* begin *
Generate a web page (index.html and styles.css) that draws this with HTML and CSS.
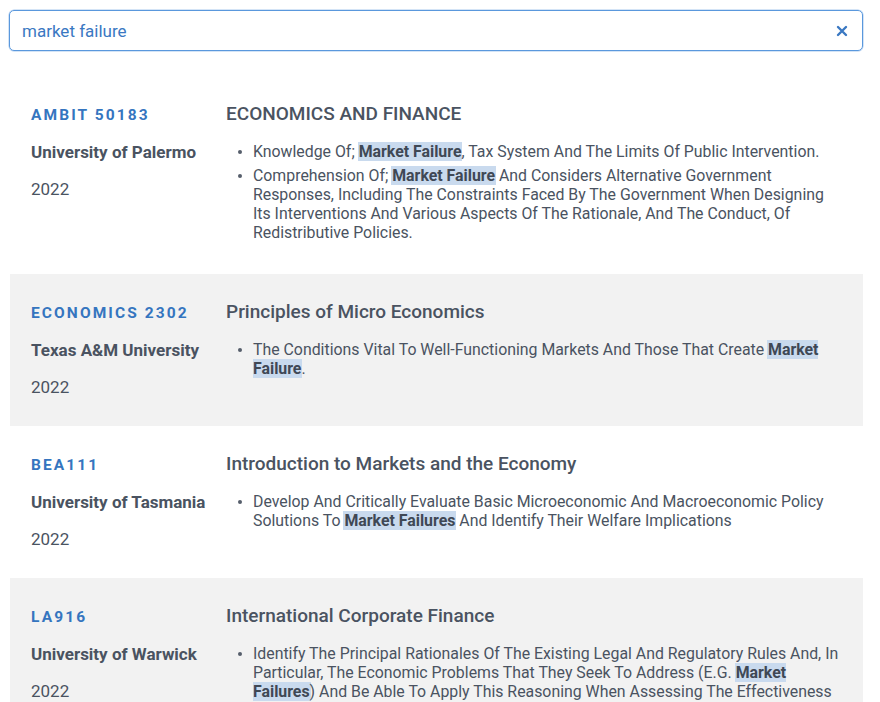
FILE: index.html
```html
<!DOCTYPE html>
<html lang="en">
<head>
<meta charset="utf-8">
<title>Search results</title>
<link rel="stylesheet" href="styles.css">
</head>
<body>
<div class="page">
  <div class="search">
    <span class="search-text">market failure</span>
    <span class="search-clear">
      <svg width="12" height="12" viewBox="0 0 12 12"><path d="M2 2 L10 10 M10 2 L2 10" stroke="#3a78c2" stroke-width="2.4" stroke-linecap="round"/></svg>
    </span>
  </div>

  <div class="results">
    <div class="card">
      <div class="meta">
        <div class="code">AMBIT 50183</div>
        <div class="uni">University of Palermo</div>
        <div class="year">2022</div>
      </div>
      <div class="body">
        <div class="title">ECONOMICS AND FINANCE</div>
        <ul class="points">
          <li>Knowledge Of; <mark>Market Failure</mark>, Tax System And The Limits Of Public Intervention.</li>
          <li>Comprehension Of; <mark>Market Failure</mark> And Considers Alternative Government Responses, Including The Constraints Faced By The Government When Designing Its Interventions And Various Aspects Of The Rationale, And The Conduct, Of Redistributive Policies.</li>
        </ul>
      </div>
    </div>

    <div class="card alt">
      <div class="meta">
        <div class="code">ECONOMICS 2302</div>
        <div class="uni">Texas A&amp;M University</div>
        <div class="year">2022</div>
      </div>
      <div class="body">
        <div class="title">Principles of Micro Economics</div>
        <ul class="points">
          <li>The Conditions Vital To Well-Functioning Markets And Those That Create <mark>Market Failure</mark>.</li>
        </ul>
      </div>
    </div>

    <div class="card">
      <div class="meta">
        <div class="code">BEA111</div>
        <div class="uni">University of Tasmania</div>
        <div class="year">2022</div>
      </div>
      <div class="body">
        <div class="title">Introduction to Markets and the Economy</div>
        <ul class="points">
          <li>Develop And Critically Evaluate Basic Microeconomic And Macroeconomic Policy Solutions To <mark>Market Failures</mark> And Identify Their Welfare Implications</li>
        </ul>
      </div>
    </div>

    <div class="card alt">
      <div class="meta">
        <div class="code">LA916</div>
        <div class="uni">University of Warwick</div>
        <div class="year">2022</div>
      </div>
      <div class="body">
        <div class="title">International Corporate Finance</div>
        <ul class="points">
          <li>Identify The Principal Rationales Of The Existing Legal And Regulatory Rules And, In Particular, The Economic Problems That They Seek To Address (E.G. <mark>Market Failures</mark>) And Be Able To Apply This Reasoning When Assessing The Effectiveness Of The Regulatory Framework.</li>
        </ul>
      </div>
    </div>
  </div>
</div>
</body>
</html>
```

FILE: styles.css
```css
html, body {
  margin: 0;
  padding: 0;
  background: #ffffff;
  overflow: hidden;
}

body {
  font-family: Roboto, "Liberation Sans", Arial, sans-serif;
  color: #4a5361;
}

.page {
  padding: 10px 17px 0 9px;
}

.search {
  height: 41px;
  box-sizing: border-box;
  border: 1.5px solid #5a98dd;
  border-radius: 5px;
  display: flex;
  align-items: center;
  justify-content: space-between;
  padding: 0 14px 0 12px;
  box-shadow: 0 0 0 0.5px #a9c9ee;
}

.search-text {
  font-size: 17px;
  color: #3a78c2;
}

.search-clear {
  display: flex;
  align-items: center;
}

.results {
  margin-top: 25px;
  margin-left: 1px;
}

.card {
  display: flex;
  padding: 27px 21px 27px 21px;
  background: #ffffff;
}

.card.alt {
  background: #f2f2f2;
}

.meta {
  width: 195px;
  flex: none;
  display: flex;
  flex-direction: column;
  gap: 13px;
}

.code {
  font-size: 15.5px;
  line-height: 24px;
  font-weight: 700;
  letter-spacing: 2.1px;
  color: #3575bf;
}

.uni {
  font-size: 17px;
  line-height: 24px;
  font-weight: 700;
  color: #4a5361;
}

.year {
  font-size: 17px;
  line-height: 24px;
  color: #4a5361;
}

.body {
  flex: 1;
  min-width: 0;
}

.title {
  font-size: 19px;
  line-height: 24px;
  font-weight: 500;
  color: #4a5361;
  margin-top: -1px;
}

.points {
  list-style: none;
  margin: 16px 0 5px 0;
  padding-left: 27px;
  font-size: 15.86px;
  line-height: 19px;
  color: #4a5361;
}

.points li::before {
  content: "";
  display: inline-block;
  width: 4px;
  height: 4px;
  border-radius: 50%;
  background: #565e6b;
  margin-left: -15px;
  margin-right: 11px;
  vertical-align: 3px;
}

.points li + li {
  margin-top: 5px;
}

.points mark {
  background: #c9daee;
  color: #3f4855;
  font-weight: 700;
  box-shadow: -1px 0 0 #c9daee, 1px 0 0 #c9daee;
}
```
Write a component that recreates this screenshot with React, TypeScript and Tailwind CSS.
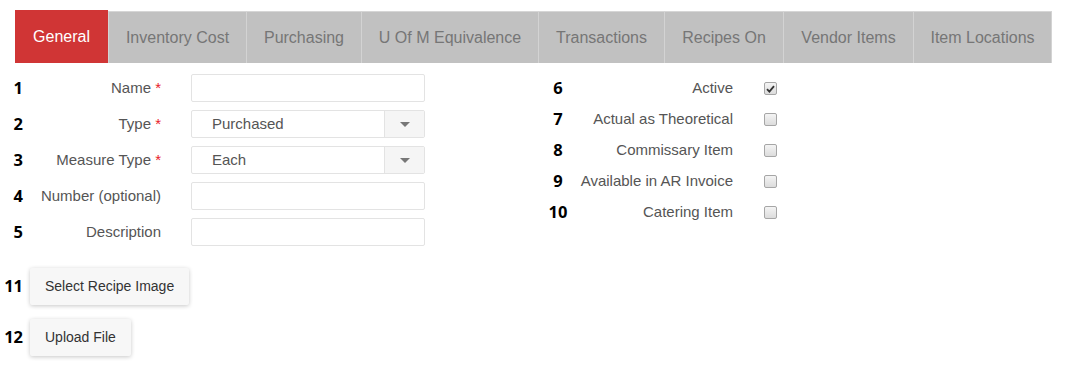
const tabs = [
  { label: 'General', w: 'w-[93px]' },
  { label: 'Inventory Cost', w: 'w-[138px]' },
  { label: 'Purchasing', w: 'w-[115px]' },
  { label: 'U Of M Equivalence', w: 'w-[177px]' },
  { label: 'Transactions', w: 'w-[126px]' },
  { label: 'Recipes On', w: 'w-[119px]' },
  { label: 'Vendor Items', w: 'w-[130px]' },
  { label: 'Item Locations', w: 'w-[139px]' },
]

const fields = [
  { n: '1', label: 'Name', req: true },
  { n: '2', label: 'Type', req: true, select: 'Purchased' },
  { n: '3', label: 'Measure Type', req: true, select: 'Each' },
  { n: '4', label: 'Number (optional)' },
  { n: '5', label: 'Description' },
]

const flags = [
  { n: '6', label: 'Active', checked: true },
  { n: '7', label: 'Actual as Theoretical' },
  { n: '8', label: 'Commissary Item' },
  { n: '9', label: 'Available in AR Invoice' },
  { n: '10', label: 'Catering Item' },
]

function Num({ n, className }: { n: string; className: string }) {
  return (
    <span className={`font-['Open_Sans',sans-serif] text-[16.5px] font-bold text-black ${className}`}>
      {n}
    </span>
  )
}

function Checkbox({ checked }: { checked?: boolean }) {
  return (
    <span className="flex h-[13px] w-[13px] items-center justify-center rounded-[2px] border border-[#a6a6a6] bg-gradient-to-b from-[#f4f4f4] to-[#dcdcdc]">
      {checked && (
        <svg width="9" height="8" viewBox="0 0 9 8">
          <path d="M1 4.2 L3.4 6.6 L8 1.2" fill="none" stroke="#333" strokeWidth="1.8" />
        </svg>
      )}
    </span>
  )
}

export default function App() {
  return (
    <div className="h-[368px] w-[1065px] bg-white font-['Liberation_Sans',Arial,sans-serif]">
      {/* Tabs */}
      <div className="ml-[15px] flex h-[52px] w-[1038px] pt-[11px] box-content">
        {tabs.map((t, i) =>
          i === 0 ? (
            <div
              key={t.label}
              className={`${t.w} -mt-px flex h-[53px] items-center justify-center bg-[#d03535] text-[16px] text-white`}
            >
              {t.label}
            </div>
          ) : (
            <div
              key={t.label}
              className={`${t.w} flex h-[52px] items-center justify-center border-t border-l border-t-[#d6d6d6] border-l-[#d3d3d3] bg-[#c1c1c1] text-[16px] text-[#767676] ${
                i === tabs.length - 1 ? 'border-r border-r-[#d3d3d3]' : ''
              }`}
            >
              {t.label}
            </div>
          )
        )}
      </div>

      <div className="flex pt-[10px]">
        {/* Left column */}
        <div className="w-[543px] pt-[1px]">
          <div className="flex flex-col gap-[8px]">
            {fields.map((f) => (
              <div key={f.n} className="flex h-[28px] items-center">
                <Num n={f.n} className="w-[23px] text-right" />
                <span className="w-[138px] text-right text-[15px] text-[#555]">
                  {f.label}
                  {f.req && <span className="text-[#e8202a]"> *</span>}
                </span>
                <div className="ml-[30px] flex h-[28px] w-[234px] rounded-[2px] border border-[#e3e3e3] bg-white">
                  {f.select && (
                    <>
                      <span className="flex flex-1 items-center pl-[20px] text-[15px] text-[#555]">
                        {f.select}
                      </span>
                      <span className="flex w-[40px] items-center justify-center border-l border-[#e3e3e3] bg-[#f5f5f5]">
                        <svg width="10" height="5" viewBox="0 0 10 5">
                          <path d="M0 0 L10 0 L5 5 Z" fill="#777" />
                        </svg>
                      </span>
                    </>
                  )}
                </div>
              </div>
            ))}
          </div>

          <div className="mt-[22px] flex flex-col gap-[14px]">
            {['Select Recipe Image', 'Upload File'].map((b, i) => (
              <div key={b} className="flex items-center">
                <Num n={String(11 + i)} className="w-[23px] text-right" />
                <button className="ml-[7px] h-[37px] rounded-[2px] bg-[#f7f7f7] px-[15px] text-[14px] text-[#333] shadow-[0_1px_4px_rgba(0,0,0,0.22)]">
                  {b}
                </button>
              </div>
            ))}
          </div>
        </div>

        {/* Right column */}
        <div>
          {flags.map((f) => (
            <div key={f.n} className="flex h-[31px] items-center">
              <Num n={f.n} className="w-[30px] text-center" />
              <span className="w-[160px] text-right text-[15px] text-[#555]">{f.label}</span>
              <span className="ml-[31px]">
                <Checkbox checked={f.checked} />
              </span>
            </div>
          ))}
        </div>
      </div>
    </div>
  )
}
* end *
» **Written task**:
Find and copy each line above that includes the string "index".

» **Written response**:
Generate a web page (index.html and styles.css) that draws this with HTML and CSS.
FILE: index.html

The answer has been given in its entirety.